### Information provided:
· · · ·
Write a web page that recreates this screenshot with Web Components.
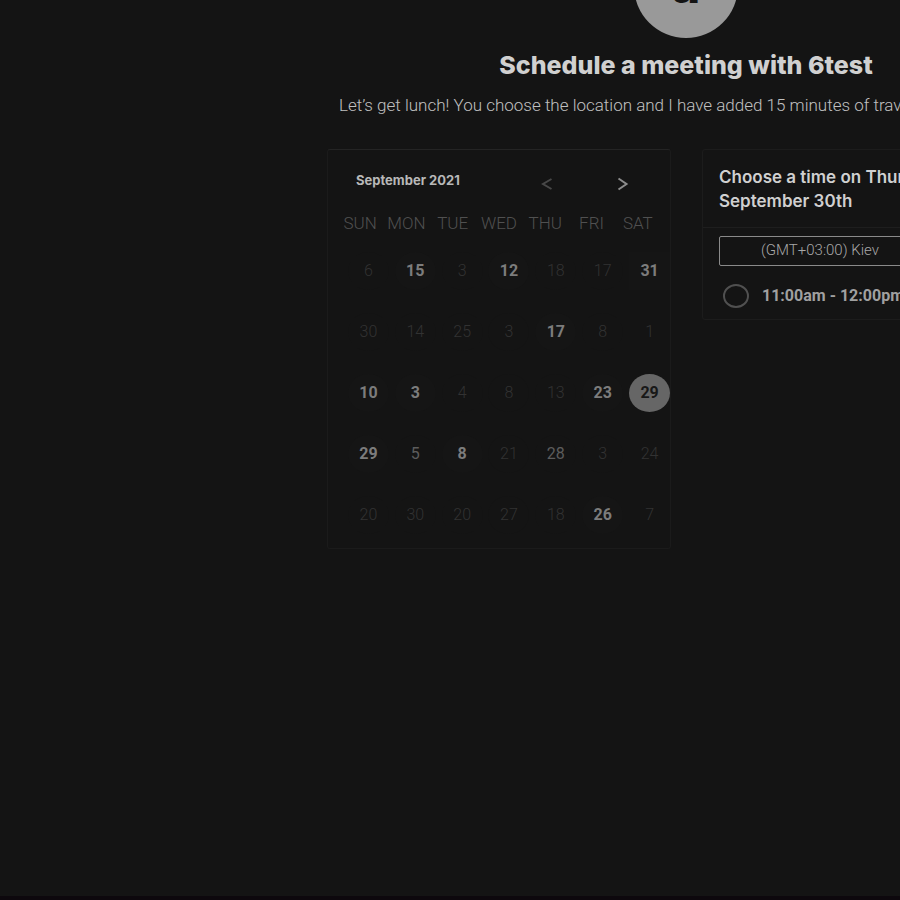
<!DOCTYPE html>
<html lang="en">
<head>
<meta charset="utf-8">
<title>Schedule a meeting with 6test</title>
<style>
html{height:100%;background:#141414}
body{margin:0;min-height:100%;display:flex;background:#141414;color:#d4d4d4;font-family:Roboto,"Liberation Sans",sans-serif;overflow:hidden}
booking-page{flex:1}
</style>
</head>
<body>
<booking-page></booking-page>
<script>
const define = (name, html, setup) => customElements.define(name, class extends HTMLElement {
  connectedCallback() {
    if (this.shadowRoot) return;
    this.attachShadow({mode: "open"}).innerHTML = html;
    if (setup) setup.call(this, this.shadowRoot);
  }
});

define("host-avatar", `<style>
:host{display:flex;justify-content:center;align-items:center;width:104px;height:104px;margin-top:-66px;border-radius:50%;background:#999;color:#141414;font:800 48px Inter,sans-serif}
span{line-height:56px}
</style><span><slot></slot></span>`);

define("day-cell", `<style>
:host{display:block}
button{display:block;width:41px;height:38px;margin:0 auto;padding:0;border:0;border-radius:50%;background:#141414;color:#323232;font:300 16px/38px Roboto,sans-serif}
:host([gap]) button{border-radius:0}
:host([kind=plain]) button{color:#5c5c5c;font-weight:400}
:host([kind=open]) button{background:#151515;color:#7c7c7c;font-weight:700}
:host([kind=chosen]) button{background:#666;color:#181818;font-weight:700;border-radius:50%}
</style><button type="button"><slot></slot></button>`);

define("month-calendar", `<style>
:host{display:block;box-sizing:border-box;border:1px solid #1b1b1b;border-top-color:#242424;border-radius:3px;padding:16px 0 14px}
header{display:flex;align-items:center;height:36px;padding:0 33px 0 28px}
h2{flex:1;margin:0;padding-bottom:8px;font:700 13px/18px Inter,sans-serif;color:#b8b8b8}
nav{display:flex;gap:48px}
button.step{display:grid;place-items:center;width:28px;height:28px;padding:0;border:0;background:none;color:#484848}
button.next{color:#8c8c8c}
svg{width:12px;height:14px;fill:none;stroke:currentColor;stroke-width:2}
.names,.days{display:grid;grid-template-columns:repeat(7,1fr)}
.names{padding:11px 9px 0;font-size:16px;line-height:20px;color:#444;text-align:center}
.names{font-size:17px;font-weight:300;color:#505050}
.days{margin:19px -3px 0 17px;row-gap:23px}
</style>
<header><h2>September 2021</h2><nav>
<button class="step" type="button" aria-label="Previous month"><svg viewBox="0 0 12 14"><path d="M10.500 2L2 7l8.500 5"/></svg></button>
<button class="step next" type="button" aria-label="Next month"><svg viewBox="0 0 12 14"><path d="M1.500 1.500L9.500 7l-8 5.500"/></svg></button>
</nav></header>
<div class="names"><span>SUN</span><span>MON</span><span>TUE</span><span>WED</span><span>THU</span><span>FRI</span><span>SAT</span></div>
<div class="days"></div>`, function (root) {
  const weeks = [
    "6 15* 3 12* 18 17 31*",
    "30 14 25 3 17* 8 1",
    "10* 3* 4 8 13 23* 29!",
    "29* 5+ 8* 21 28+ 3 24",
    "20 30 20 27 18 26* 7"
  ];
  const kinds = {"*": "open", "!": "chosen", "+": "plain"};
  for (const week of weeks) week.split(" ").forEach((day, i) => {
    const cell = document.createElement("day-cell");
    const kind = kinds[day.slice(-1)];
    if (kind) cell.setAttribute("kind", kind);
    if (i === 6) cell.setAttribute("gap", "");
    cell.textContent = parseInt(day, 10);
    root.querySelector(".days").append(cell);
  });
});

define("time-picker", `<style>
:host{display:block;box-sizing:border-box;border:1px solid #1c1c1c;border-radius:3px;color:#d0d0d0}
h2{margin:0;padding:15px 16px 14px;border-bottom:1px solid #1e1e1e;font:600 17px/24px Inter,sans-serif;white-space:nowrap}
.body{padding:8px 16px 10px}
select{appearance:none;display:block;box-sizing:border-box;width:100%;height:30px;margin:0;padding:0 41px 2px;border:1px solid #8a8a8a;border-radius:2px;background:#141414;color:#a8a8a8;font:300 15px/20px Roboto,sans-serif}
label{display:flex;align-items:center;gap:13px;margin-top:17px;padding-left:4px;font:700 16px/26px Roboto,sans-serif;color:#a0a0a0;white-space:nowrap}
input{appearance:none;box-sizing:border-box;width:26px;height:24px;margin:0;border:2px solid #505050;border-radius:50%}
</style>
<h2>Choose a time on Thursday,<br>September 30th</h2>
<div class="body">
<select aria-label="Time zone"><option>(GMT+03:00) Kiev</option></select>
<label><input type="radio" name="slot">11:00am - 12:00pm</label>
</div>`);

define("booking-page", `<style>
:host{display:flex;flex-direction:column;box-sizing:border-box;border-bottom:4px solid #0d080d;overflow:hidden}
main{display:flex;flex-direction:column;align-items:center;flex:1;min-width:718px;margin-left:327px;align-self:flex-start}
h1{margin:11px 0 0;font:800 25px/32px Inter,sans-serif;color:#d0d0d0}
p{margin:12px 0 0;align-self:flex-start;padding-left:12px;font-size:17px;font-weight:300;line-height:24px;color:#c0c0c0;white-space:nowrap}
.panels{display:grid;grid-template-columns:344px 1fr;gap:31px;align-items:start;align-self:stretch;margin-top:32px}
</style>
<main>
<host-avatar>a</host-avatar>
<h1>Schedule a meeting with 6test</h1>
<p>Let’s get lunch! You choose the location and I have added 15 minutes of travel time</p>
<div class="panels"><month-calendar></month-calendar><time-picker></time-picker></div>
</main>`);
</script>
</body>
</html>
· · · ·
Retype the listing exactly. Pictures do not belong in the copy.

### Result for this exercise:
Write a web page that recreates this screenshot with Web Components.
<!DOCTYPE html>
<html lang="en">
<head>
<meta charset="utf-8">
<title>Schedule a meeting with 6test</title>
<style>
html{height:100%;background:#141414}
body{margin:0;min-height:100%;display:flex;background:#141414;color:#d4d4d4;font-family:Roboto,"Liberation Sans",sans-serif;overflow:hidden}
booking-page{flex:1}
</style>
</head>
<body>
<booking-page></booking-page>
<script>
const define = (name, html, setup) => customElements.define(name, class extends HTMLElement {
  connectedCallback() {
    if (this.shadowRoot) return;
    this.attachShadow({mode: "open"}).innerHTML = html;
    if (setup) setup.call(this, this.shadowRoot);
  }
});

define("host-avatar", `<style>
:host{display:flex;justify-content:center;align-items:center;width:104px;height:104px;margin-top:-66px;border-radius:50%;background:#999;color:#141414;font:800 48px Inter,sans-serif}
span{line-height:56px}
</style><span><slot></slot></span>`);

define("day-cell", `<style>
:host{display:block}
button{display:block;width:41px;height:38px;margin:0 auto;padding:0;border:0;border-radius:50%;background:#141414;color:#323232;font:300 16px/38px Roboto,sans-serif}
:host([gap]) button{border-radius:0}
:host([kind=plain]) button{color:#5c5c5c;font-weight:400}
:host([kind=open]) button{background:#151515;color:#7c7c7c;font-weight:700}
:host([kind=chosen]) button{background:#666;color:#181818;font-weight:700;border-radius:50%}
</style><button type="button"><slot></slot></button>`);

define("month-calendar", `<style>
:host{display:block;box-sizing:border-box;border:1px solid #1b1b1b;border-top-color:#242424;border-radius:3px;padding:16px 0 14px}
header{display:flex;align-items:center;height:36px;padding:0 33px 0 28px}
h2{flex:1;margin:0;padding-bottom:8px;font:700 13px/18px Inter,sans-serif;color:#b8b8b8}
nav{display:flex;gap:48px}
button.step{display:grid;place-items:center;width:28px;height:28px;padding:0;border:0;background:none;color:#484848}
button.next{color:#8c8c8c}
svg{width:12px;height:14px;fill:none;stroke:currentColor;stroke-width:2}
.names,.days{display:grid;grid-template-columns:repeat(7,1fr)}
.names{padding:11px 9px 0;font-size:16px;line-height:20px;color:#444;text-align:center}
.names{font-size:17px;font-weight:300;color:#505050}
.days{margin:19px -3px 0 17px;row-gap:23px}
</style>
<header><h2>September 2021</h2><nav>
<button class="step" type="button" aria-label="Previous month"><svg viewBox="0 0 12 14"><path d="M10.500 2L2 7l8.500 5"/></svg></button>
<button class="step next" type="button" aria-label="Next month"><svg viewBox="0 0 12 14"><path d="M1.500 1.500L9.500 7l-8 5.500"/></svg></button>
</nav></header>
<div class="names"><span>SUN</span><span>MON</span><span>TUE</span><span>WED</span><span>THU</span><span>FRI</span><span>SAT</span></div>
<div class="days"></div>`, function (root) {
  const weeks = [
    "6 15* 3 12* 18 17 31*",
    "30 14 25 3 17* 8 1",
    "10* 3* 4 8 13 23* 29!",
    "29* 5+ 8* 21 28+ 3 24",
    "20 30 20 27 18 26* 7"
  ];
  const kinds = {"*": "open", "!": "chosen", "+": "plain"};
  for (const week of weeks) week.split(" ").forEach((day, i) => {
    const cell = document.createElement("day-cell");
    const kind = kinds[day.slice(-1)];
    if (kind) cell.setAttribute("kind", kind);
    if (i === 6) cell.setAttribute("gap", "");
    cell.textContent = parseInt(day, 10);
    root.querySelector(".days").append(cell);
  });
});

define("time-picker", `<style>
:host{display:block;box-sizing:border-box;border:1px solid #1c1c1c;border-radius:3px;color:#d0d0d0}
h2{margin:0;padding:15px 16px 14px;border-bottom:1px solid #1e1e1e;font:600 17px/24px Inter,sans-serif;white-space:nowrap}
.body{padding:8px 16px 10px}
select{appearance:none;display:block;box-sizing:border-box;width:100%;height:30px;margin:0;padding:0 41px 2px;border:1px solid #8a8a8a;border-radius:2px;background:#141414;color:#a8a8a8;font:300 15px/20px Roboto,sans-serif}
label{display:flex;align-items:center;gap:13px;margin-top:17px;padding-left:4px;font:700 16px/26px Roboto,sans-serif;color:#a0a0a0;white-space:nowrap}
input{appearance:none;box-sizing:border-box;width:26px;height:24px;margin:0;border:2px solid #505050;border-radius:50%}
</style>
<h2>Choose a time on Thursday,<br>September 30th</h2>
<div class="body">
<select aria-label="Time zone"><option>(GMT+03:00) Kiev</option></select>
<label><input type="radio" name="slot">11:00am - 12:00pm</label>
</div>`);

define("booking-page", `<style>
:host{display:flex;flex-direction:column;box-sizing:border-box;border-bottom:4px solid #0d080d;overflow:hidden}
main{display:flex;flex-direction:column;align-items:center;flex:1;min-width:718px;margin-left:327px;align-self:flex-start}
h1{margin:11px 0 0;font:800 25px/32px Inter,sans-serif;color:#d0d0d0}
p{margin:12px 0 0;align-self:flex-start;padding-left:12px;font-size:17px;font-weight:300;line-height:24px;color:#c0c0c0;white-space:nowrap}
.panels{display:grid;grid-template-columns:344px 1fr;gap:31px;align-items:start;align-self:stretch;margin-top:32px}
</style>
<main>
<host-avatar>a</host-avatar>
<h1>Schedule a meeting with 6test</h1>
<p>Let’s get lunch! You choose the location and I have added 15 minutes of travel time</p>
<div class="panels"><month-calendar></month-calendar><time-picker></time-picker></div>
</main>`);
</script>
</body>
</html>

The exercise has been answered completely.